Con plena conciencia del panorama, y en momentos de baja crítica en la popularidad de Bush, como consecuencia de la situación global en la región, los neoconservadores que flanquean al presidente gringo se han propuesto recuperar la iniciativa y probar que la guerra emprendida hace cinco años está trayendo réditos. Para ello, apostilla Cruz, vuelven a utilizar el eslabón más débil, y donde cuentan con más aliados, el Líbano, como muestra de recomposición de la estrategia. Sí, porque reviviendo la denominada revolución roja puesta en marcha en febrero y marzo de 2005, culminada con el despliegue sirio en virtud de la aprobación por el Consejo de Seguridad de la Resolución 1559 (2 de septiembre de 2004), los Estados Unidos ansían se materialicen los aspectos no cumplidos aún: el desarme de las milicias palestinas en el Líbano, especialmente en los campos de refugiados, y la disolución del brazo armado de Hizbulá. Quizás de Hezbolá íntegro. Luego, el imperio podría emplearse a fondo en sus anhelos de cambio de Gobierno en Siria e Irán.
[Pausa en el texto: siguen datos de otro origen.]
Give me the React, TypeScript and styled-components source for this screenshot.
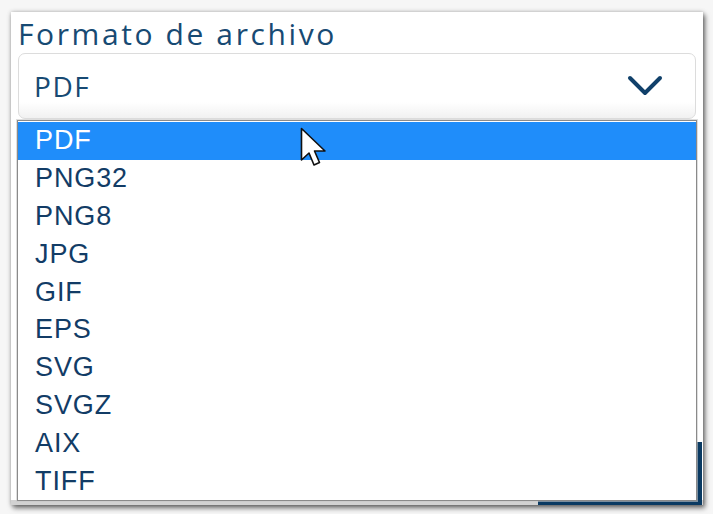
import React from "react";
import styled, { createGlobalStyle } from "styled-components";

const Global = createGlobalStyle`
  html, body { margin: 0; padding: 0; background: #f6f6f6; }
  body { width: 713px; height: 514px; overflow: hidden; }
`;

const Page = styled.div`
  width: 713px;
  height: 514px;
  padding: 12px 0 0 11px;
  box-sizing: border-box;
`;

const Panel = styled.div`
  position: relative;
  width: 692px;
  height: 493px;
  background: #ffffff;
  box-shadow: inset 0 -5px 0 #d2d2d2, 2px 3px 5px rgba(0, 0, 0, 0.55), 0 0 4px rgba(0, 0, 0, 0.25);
  padding: 3px 7px 0 7px;
  box-sizing: border-box;
  display: flex;
  flex-direction: column;
`;

const Label = styled.div`
  font-family: "Open Sans", "Noto Sans", sans-serif;
  font-size: 30px;
  line-height: 37px;
  color: #174a73;
  letter-spacing: 2.6px;
`;

const SelectBox = styled.div`
  margin-top: 1px;
  height: 66px;
  border: 1px solid #dcdcdc;
  border-radius: 7px;
  background: linear-gradient(#ffffff 75%, #f1f1f1);
  display: flex;
  align-items: center;
  justify-content: space-between;
  padding: 0 32px 0 15px;
  box-sizing: border-box;
`;

const SelectValue = styled.span`
  font-family: "Open Sans", "Noto Sans", sans-serif;
  font-size: 28px;
  color: #174a73;
  letter-spacing: 1.6px;
`;

const Chevron = styled.svg`
  width: 36px;
  height: 22px;
  display: block;
`;

const Spacer = styled.div`
  flex: 1;
`;

const BottomRow = styled.div`
  display: flex;
  justify-content: flex-end;
  margin: 0 -6px 0 0;
`;

const HiddenButton = styled.div`
  width: 164px;
  height: 63px;
  background: #0a3a62;
`;

const Menu = styled.ul`
  position: absolute;
  left: 6px;
  top: 108px;
  width: 680px;
  height: 381px;
  margin: 0;
  padding: 1px 0 0;
  list-style: none;
  background: #ffffff;
  border: 1px solid #8a8a8a;
  box-sizing: border-box;
  box-shadow: 0 0 0 1px rgba(200, 200, 200, 0.6);
`;

const Option = styled.li<{ $active?: boolean }>`
  height: 37.8px;
  display: flex;
  align-items: center;
  padding-left: 17px;
  font-family: "Liberation Sans", Arial, sans-serif;
  font-size: 27px;
  letter-spacing: 0.9px;
  color: ${(p) => (p.$active ? "#ffffff" : "#123c66")};
  background: ${(p) => (p.$active ? "#1f8dfa" : "transparent")};
`;

const Cursor = styled.svg`
  position: absolute;
  left: 289px;
  top: 115px;
  width: 30px;
  height: 44px;
`;

const options = ["PDF", "PNG32", "PNG8", "JPG", "GIF", "EPS", "SVG", "SVGZ", "AIX", "TIFF"];

export default function App() {
  return (
    <Page>
      <Global />
      <Panel>
        <Label>Formato de archivo</Label>
        <SelectBox>
          <SelectValue>PDF</SelectValue>
          <Chevron viewBox="0 0 36 22">
            <path d="M3 3 L18 18 L33 3" fill="none" stroke="#10406a" strokeWidth="4" strokeLinecap="round" strokeLinejoin="round" />
          </Chevron>
        </SelectBox>
        <Spacer />
        <BottomRow>
          <HiddenButton />
        </BottomRow>
        <Menu>
          {options.map((o, i) => (
            <Option key={o} $active={i === 0}>
              {o}
            </Option>
          ))}
        </Menu>
        <Cursor viewBox="0 0 30 44">
          <path d="M1.5 1.5 L1.5 33 L9 26 L14 38 L19.5 35.5 L14.5 24 L25 24 Z" fill="#ffffff" stroke="#111" strokeWidth="1.6" strokeLinejoin="round" />
        </Cursor>
      </Panel>
    </Page>
  );
}
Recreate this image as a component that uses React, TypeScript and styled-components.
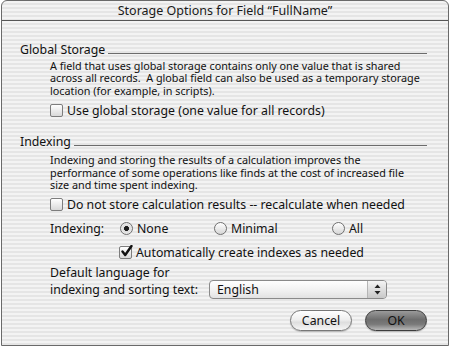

Pero una cosa piensa el victimario y otra la víctima, que se defiende con denuedo, Hizbulá mediante. A tal extremo, que para analistas serios, de fuste, tales Gilad Atzmon, parece muy claro que el «ejército más fuerte del Oriente Próximo está batallando en una guerra desesperada que nunca puede ganar ni táctica ni moralmente». Resulta bastante obvio que el ejército israelí no tiene un programa claro para oponerse a las atrevidas operaciones militares. «Los despiadados daños colaterales de hoy, tanto en Beirut como en Gaza, demuestran que, al menos militarmente, Israel está en la desesperación total. No tiene respuestas, ni políticas ni militares para oponerse a la resistencia árabe».

Resistencia a todas luces obcecada en ver redivivo cierto paso de tanques y blindados que iban dejando en las dunas una estela apuntando al sur. Como en mayo de 2000, cuando los sionistas se retiraban del Líbano -aguijoneados por Hizbulá-, mientras sus soldados, lejos de lucir tristes, disparaban los fusiles al aire, bailaban y andaban adosados a sus celulares, al habla con sus ya no tan lejanas familias y olvidados como por ensalmo del «sagrado derecho a la defensa» que algún halcón les inculcó.